The softest of the three damper modes is now genuinely supple over all but the crustiest of back roads and still allows super-sharp turn-in and flat cornering at more than ample speeds. Even the suspension's middle setting is largely tenable, though you'll rarely need it on the road, and the steering's weight and feedback are nicely configured.

A stint on track at Thruxton – whose fast, sweeping bends suit the GT-R – allowed the car's monumental lateral grip to be explored more thoroughly, revealing depths of communication and engagement that belie its more point-and-shoot on-road character.

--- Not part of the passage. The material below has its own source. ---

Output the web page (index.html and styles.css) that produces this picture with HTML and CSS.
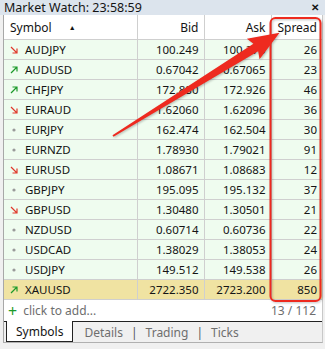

The feelsome brakes also did their work efficiently, even when adjusting corner approach angles.

Another series of laps in the 21kg-lighter 2017 GT-R Track Edition – which costs £10,000 more than the Recaro model and gets forged Rays that widen the front track, a carbonfibre rear spoiler, stiffer bodywork and Nismo-honed suspension – revealed a nimbler, keener, even more confidence-inspiring iteration that yields yet another dimension to the GT-R experience.

Should I buy one?

Regular circuit users will be appropriately rewarded spending the extra £10,000 on the Track Edition. But having eradicated its most nigglesome foibles in favour of civility, the standard GT-R is now more recommendable than ever to a wider audience.

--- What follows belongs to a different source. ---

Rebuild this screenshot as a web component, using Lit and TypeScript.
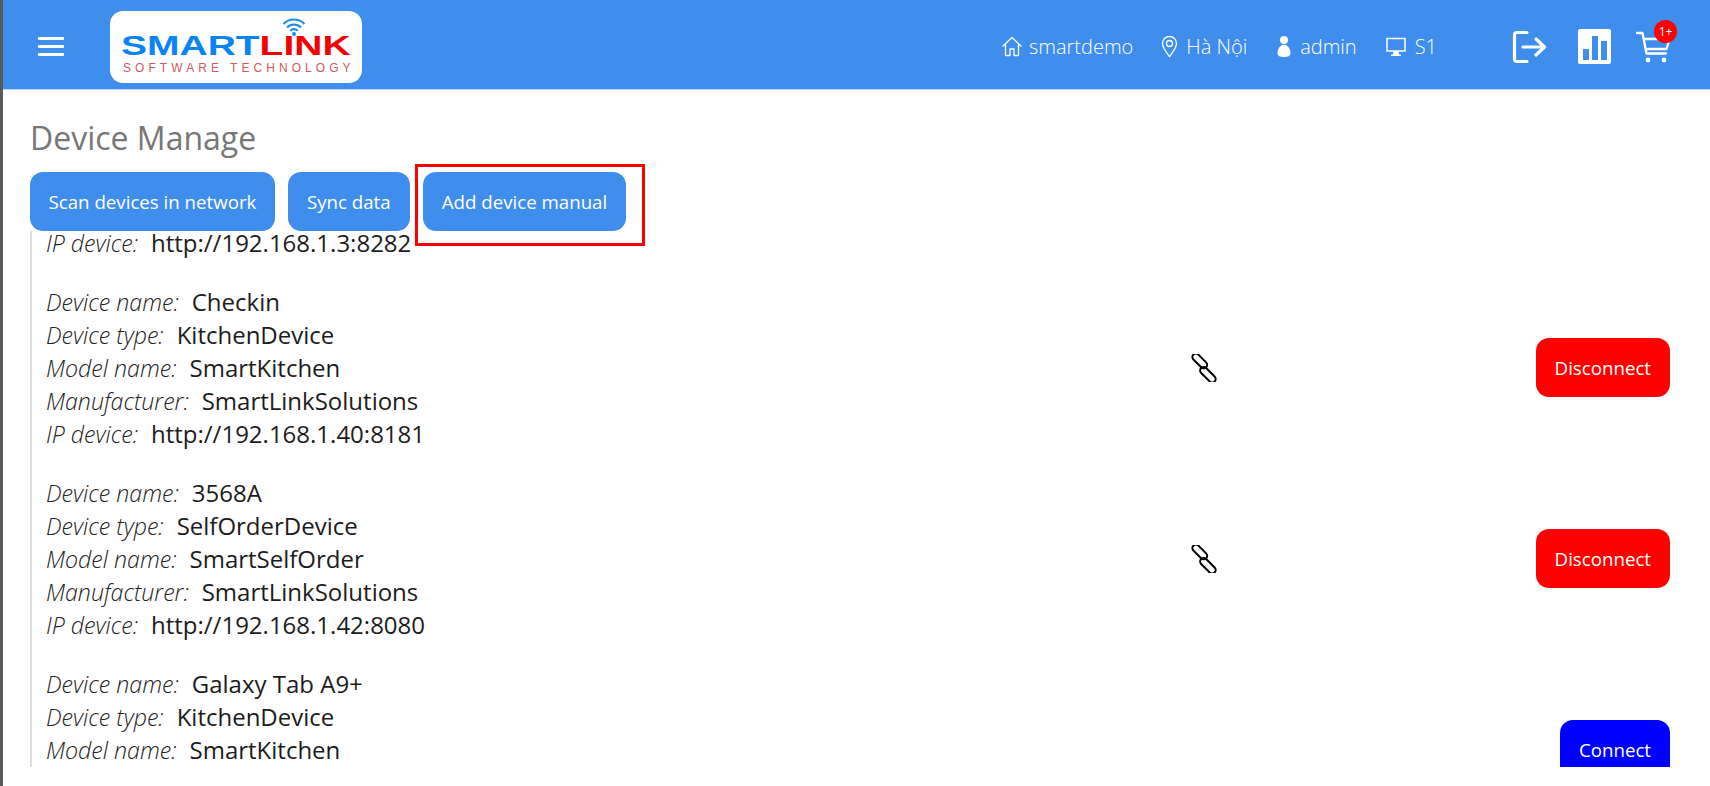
import { LitElement, html, css, svg } from "lit";
import { customElement } from "lit/decorators.js";

const ic = {
  home: svg`<path d="M2 11 L11 2.5 L20 11 M4.5 9.5 V20.5 H9 V14 H13 V20.5 H17.5 V9.5" fill="none" stroke="#fff" stroke-width="1.3" stroke-linejoin="round" stroke-linecap="round"/>`,
  pin: svg`<path d="M8.5 1.5 C4.5 1.5 1.5 4.5 1.5 8.5 C1.5 13 6 18 8.5 21.5 C11 18 15.5 13 15.5 8.5 C15.5 4.5 12.5 1.5 8.5 1.5 Z" fill="none" stroke="#fff" stroke-width="1.3"/><circle cx="8.5" cy="8.5" r="3" fill="none" stroke="#fff" stroke-width="1.3"/>`,
  person: svg`<circle cx="8" cy="5" r="4" fill="#fff"/><path d="M8 9.5 C4.5 9.5 1.5 14 1.5 18 C1.5 21 4 22 8 22 C12 22 14.5 21 14.5 18 C14.5 14 11.5 9.5 8 9.5 Z" fill="#fff"/>`,
  monitor: svg`<path d="M2 2.5 H20 V15 H2 Z" fill="none" stroke="#fff" stroke-width="1.5"/><path d="M8.5 15 H13.5 L14 18.5 H16 V20 H6 V18.5 H8 Z" fill="#fff"/>`,
  logout: svg`<path d="M15 2.5 H5 Q2.5 2.5 2.5 5 V29 Q2.5 31.5 5 31.5 H15" fill="none" stroke="#fff" stroke-width="3.2" stroke-linecap="round"/><path d="M11 17 H32 M24 9 L32.5 17 L24 25" fill="none" stroke="#fff" stroke-width="3.2" stroke-linecap="round" stroke-linejoin="round"/>`,
  chart: svg`<rect width="33" height="35" rx="2" fill="#fff"/><rect x="5" y="20" width="6" height="11" fill="#3f8eed"/><rect x="14" y="7" width="6" height="24" fill="#3f8eed"/><rect x="23" y="12" width="6" height="19" fill="#3f8eed"/>`,
  cart: svg`<path d="M1 2 H6.5 L10.5 22.5 H30" fill="none" stroke="#fff" stroke-width="2.3" stroke-linecap="round" stroke-linejoin="round"/><path d="M7.5 8 H33.5 L30.5 18 H9.5" fill="none" stroke="#fff" stroke-width="2.3" stroke-linejoin="round"/><circle cx="12" cy="29" r="2.4" fill="#fff"/><circle cx="28" cy="29" r="2.4" fill="#fff"/>`,
  wifi: svg`<path d="M1.5 7 C7 1 17 1 22.5 7 M5 10.5 C9 6.5 15 6.5 19 10.5 M8.2 13.8 C10.5 11.8 13.5 11.8 15.8 13.8" fill="none" stroke="#1e88e5" stroke-width="2"/><circle cx="12" cy="17" r="2" fill="#1e88e5"/>`,
  link: svg`<g fill="none" stroke="#000" stroke-width="2" transform="rotate(45 14 14)"><rect x="-3" y="8.5" width="18" height="7" rx="3.5"/><rect x="12" y="12.5" width="19" height="7" rx="3.5"/></g>`,
};

type Dev = { lines: [string, string][]; on: boolean };
const devices: Dev[] = [
  {
    on: true,
    lines: [
      ["Device name:", "Checkin"],
      ["Device type:", "KitchenDevice"],
      ["Model name:", "SmartKitchen"],
      ["Manufacturer:", "SmartLinkSolutions"],
      ["IP device:", "http://192.168.1.40:8181"],
    ],
  },
  {
    on: true,
    lines: [
      ["Device name:", "3568A"],
      ["Device type:", "SelfOrderDevice"],
      ["Model name:", "SmartSelfOrder"],
      ["Manufacturer:", "SmartLinkSolutions"],
      ["IP device:", "http://192.168.1.42:8080"],
    ],
  },
  {
    on: false,
    lines: [
      ["Device name:", "Galaxy Tab A9+"],
      ["Device type:", "KitchenDevice"],
      ["Model name:", "SmartKitchen"],
    ],
  },
];

@customElement("app-root")
export class AppRoot extends LitElement {
  static styles = css`
    :host {
      display: block;
      height: 786px;
      overflow: hidden;
      background: #fff;
      border-left: 3px solid #5a5a5a;
      box-sizing: border-box;
      font-family: "Open Sans", "Noto Sans", sans-serif;
    }
    header {
      height: 89px;
      padding-top: 4px;
      box-sizing: border-box;
      background: #3f8eed;
      display: flex;
      align-items: center;
      color: #fff;
    }
    .rule {
      height: 1px;
      background: #bcd9fa;
    }
    .burger {
      margin-left: 35px;
      width: 26px;
      display: flex;
      flex-direction: column;
      gap: 5px;
    }
    .burger i {
      display: block;
      height: 3px;
      background: #fff;
      border-radius: 1px;
    }
    .logo {
      margin-left: 46px;
      width: 252px;
      height: 72px;
      box-sizing: border-box;
      background: #fff;
      border-radius: 13px;
      padding: 7px 0 0 11px;
      display: flex;
      flex-direction: column;
      position: relative;
    }
    .wifi {
      position: absolute;
      left: 172px;
      top: 6px;
      width: 24px;
      height: 20px;
    }
    .brand {
      margin-top: 15px;
      font: 700 27px/26px "Liberation Sans", sans-serif;
      color: #0b84f3;
      transform: scaleX(1.444);
      transform-origin: left center;
      white-space: nowrap;
    }
    .brand b {
      color: #f40000;
    }
    .tag {
      margin-top: 2px;
      margin-left: 2px;
      font: 400 12px/14px "Liberation Sans", sans-serif;
      letter-spacing: 4.05px;
      color: #cf5a60;
      white-space: nowrap;
    }
    .info {
      margin-left: auto;
      display: flex;
      align-items: center;
      font-size: 20px;
      font-weight: 300;
    }
    .info span {
      display: flex;
      align-items: center;
      gap: 8px;
      margin-left: 28px;
    }
    .info svg {
      display: block;
    }
    .info .tight {
      gap: 6px;
    }
    .info .wide {
      margin-left: 29px;
    }
    .actions {
      display: flex;
      align-items: center;
      margin: 0 38px 0 75px;
    }
    .actions svg {
      display: block;
    }
    .chart {
      margin: 0 25px 0 31px;
    }
    .cart {
      position: relative;
      margin-top: 2px;
    }
    .badge {
      position: absolute;
      right: -5px;
      top: -11px;
      width: 23px;
      height: 23px;
      border-radius: 50%;
      background: #f00;
      font-size: 12px;
      line-height: 23px;
      text-align: center;
      color: #fff;
    }
    h1 {
      margin: 0;
      padding: 26px 0 0 27px;
      font-size: 32px;
      line-height: 44px;
      font-weight: 400;
      color: #777;
    }
    .toolbar {
      display: flex;
      align-items: flex-start;
      padding-left: 27px;
      margin-top: 12px;
      height: 59px;
    }
    button {
      height: 59px;
      border: 0;
      border-radius: 13px;
      padding: 0 18.5px;
      font: 400 18.7px "Open Sans", sans-serif;
      color: #fff;
      background: #3f8eed;
    }
    .sync {
      margin-left: 13px;
      padding: 0 19px;
    }
    .hl {
      margin: -8px 0 0 5px;
      border: 3px solid #f00;
      box-sizing: border-box;
      height: 82px;
      padding: 5px 16px 0 5px;
      position: relative;
      z-index: 1;
      display: flex;
      align-items: flex-start;
    }
    .hl button {
      padding: 0 19px;
    }
    .list {
      margin: 0 0 0 27px;
      width: 1653px;
      height: 536px;
      box-sizing: border-box;
      border-left: 2px solid #ddd;
      overflow-y: scroll;
      padding-left: 14px;
    }
    .list::-webkit-scrollbar {
      width: 5px;
    }
    .list::-webkit-scrollbar-track {
      background: linear-gradient(to right, transparent 3px, #ddd 3px);
    }
    .list::-webkit-scrollbar-thumb {
      background: #aaa;
    }
    .inner {
      padding: 173px 13px 41px 0;
    }
    .line {
      display: flex;
      align-items: baseline;
      gap: 13px;
      height: 33px;
      line-height: 33px;
    }
    .line em {
      font-size: 23.2px;
      font-weight: 300;
      color: #222;
    }
    .line b {
      font-size: 24px;
      font-weight: 400;
      color: #1c1c1c;
    }
    .row {
      margin-top: 26px;
      min-height: 165px;
      display: grid;
      grid-template-columns: 1144px 27px 1fr;
      align-items: center;
    }
    .row .text {
      align-self: start;
    }
    .row svg {
      display: block;
    }
    .row button {
      justify-self: end;
      padding: 0 19px;
    }
    .red {
      background: #f00;
    }
    .blue {
      background: #00f;
    }
  `;

  firstUpdated() {
    const l = this.renderRoot.querySelector(".list") as HTMLElement;
    l.scrollTop = 178;
  }

  private line(a: string, b: string) {
    return html`<div class="line"><em>${a}</em><b>${b}</b></div>`;
  }

  render() {
    return html`
      <header>
        <div class="burger"><i></i><i></i><i></i></div>
        <div class="logo">
          <svg class="wifi" viewBox="0 0 24 20">${ic.wifi}</svg>
          <div class="brand">SMART<b>LINK</b></div>
          <div class="tag">SOFTWARE TECHNOLOGY</div>
        </div>
        <div class="info">
          <span class="tight"><svg width="22" height="23" viewBox="0 0 22 23">${ic.home}</svg>smartdemo</span>
          <span><svg width="17" height="23" viewBox="0 0 17 23">${ic.pin}</svg>Hà Nội</span>
          <span class="wide"><svg width="16" height="23" viewBox="0 0 16 23">${ic.person}</svg>admin</span>
          <span><svg width="22" height="21" viewBox="0 0 22 21">${ic.monitor}</svg>S1</span>
        </div>
        <div class="actions">
          <svg width="35" height="34" viewBox="0 0 35 34">${ic.logout}</svg>
          <svg class="chart" width="33" height="35" viewBox="0 0 33 35">${ic.chart}</svg>
          <div class="cart">
            <svg width="36" height="33" viewBox="0 0 36 33">${ic.cart}</svg>
            <div class="badge">1+</div>
          </div>
        </div>
      </header>
      <div class="rule"></div>
      <h1>Device Manage</h1>
      <div class="toolbar">
        <button>Scan devices in network</button>
        <button class="sync">Sync data</button>
        <div class="hl"><button>Add device manual</button></div>
      </div>
      <div class="list">
        <div class="inner">
          ${this.line("IP device:", "http://192.168.1.3:8282")}
          ${devices.map(
            (d) => html`<div class="row">
              <div class="text">${d.lines.map(([a, b]) => this.line(a, b))}</div>
              <div>${d.on ? html`<svg width="28" height="28" viewBox="0 0 28 28">${ic.link}</svg>` : ""}</div>
              <button class=${d.on ? "red" : "blue"}>${d.on ? "Disconnect" : "Connect"}</button>
            </div>`
          )}
        </div>
      </div>
    `;
  }
}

Despite a creeping price, it's still a bargain. It will still (unofficially) hit 60mph in less than three seconds, still maul any given corner on the public highway and still deliver track day thrills; except now it won't furrow your brow during the daily stuff, either. Notwithstanding the GT-R's now-venerable underpinnings, this is progress indeed.

Nissan GT-R Prestige 

Location Thruxton; On sale now; Price £82,495; Engine V6, 3799cc, twin-turbocharged, petrol; Power 562bhp at 6800rpm; Torque 470lb ft at 3600-5800rpm; Gearbox 6-spd dual-clutch automatic; Kerb weight 1752kg; 0-62mph 2.7sec (est); Top speed 196mph; Economy 23.9mpg (combined); CO2/tax band 275g/km, 37%; Rivals Porsche 911 Turbo S, Audi R8 Plus

Join the debate

Comments
7

5 October 2016
"The 2017 model offers a relentless surge that fills the space between 2500rpm and the 7000rpm limiter like poured concrete in a mobster's boots." - Is that actually necessary?

5 October 2016
Amazing those updates. Indeed. Ten years on Godzilla still rules. Any word on the new model?

5 October 2016
10 years on and they still write 2.7 seconds 0.62, ESTIMATED. Not only do they not write real tested numbers, they persist to write a figure that this car never showed, it's a 3.4+ second car. 2.7...Porsche Turbo S has achieved this number in REAL life!

No manual - no fun

5 October 2016
It just shows how thoroughly engineered the original R35 was when released way back in 2007. Still more than competitive with much younger more expensive vehicles. Kind of think the Nissan are finding it hard to replace such a great design. The new one will have to be something special to make such a bang on release.

5 October 2016
Horrible looking thing. I'd be content with something slightly slower and not having the bragging rights. Wouldn't buy a Nissan for 80k.


6 October 2016
9 years on and the GT-R is still a giant killer. Hopefully its next replacement will also resurrect the Skyline nameplate..

6 October 2016
Jaybond wrote:

9 years on and the GT-R is still a giant killer. Hopefully its next replacement will also resurrect the Skyline nameplate..

I think there is still a skyline in Japan, I have seen grey imports of what appears to be a four seat 350/370z/re-badged infinity with skyline written on the back.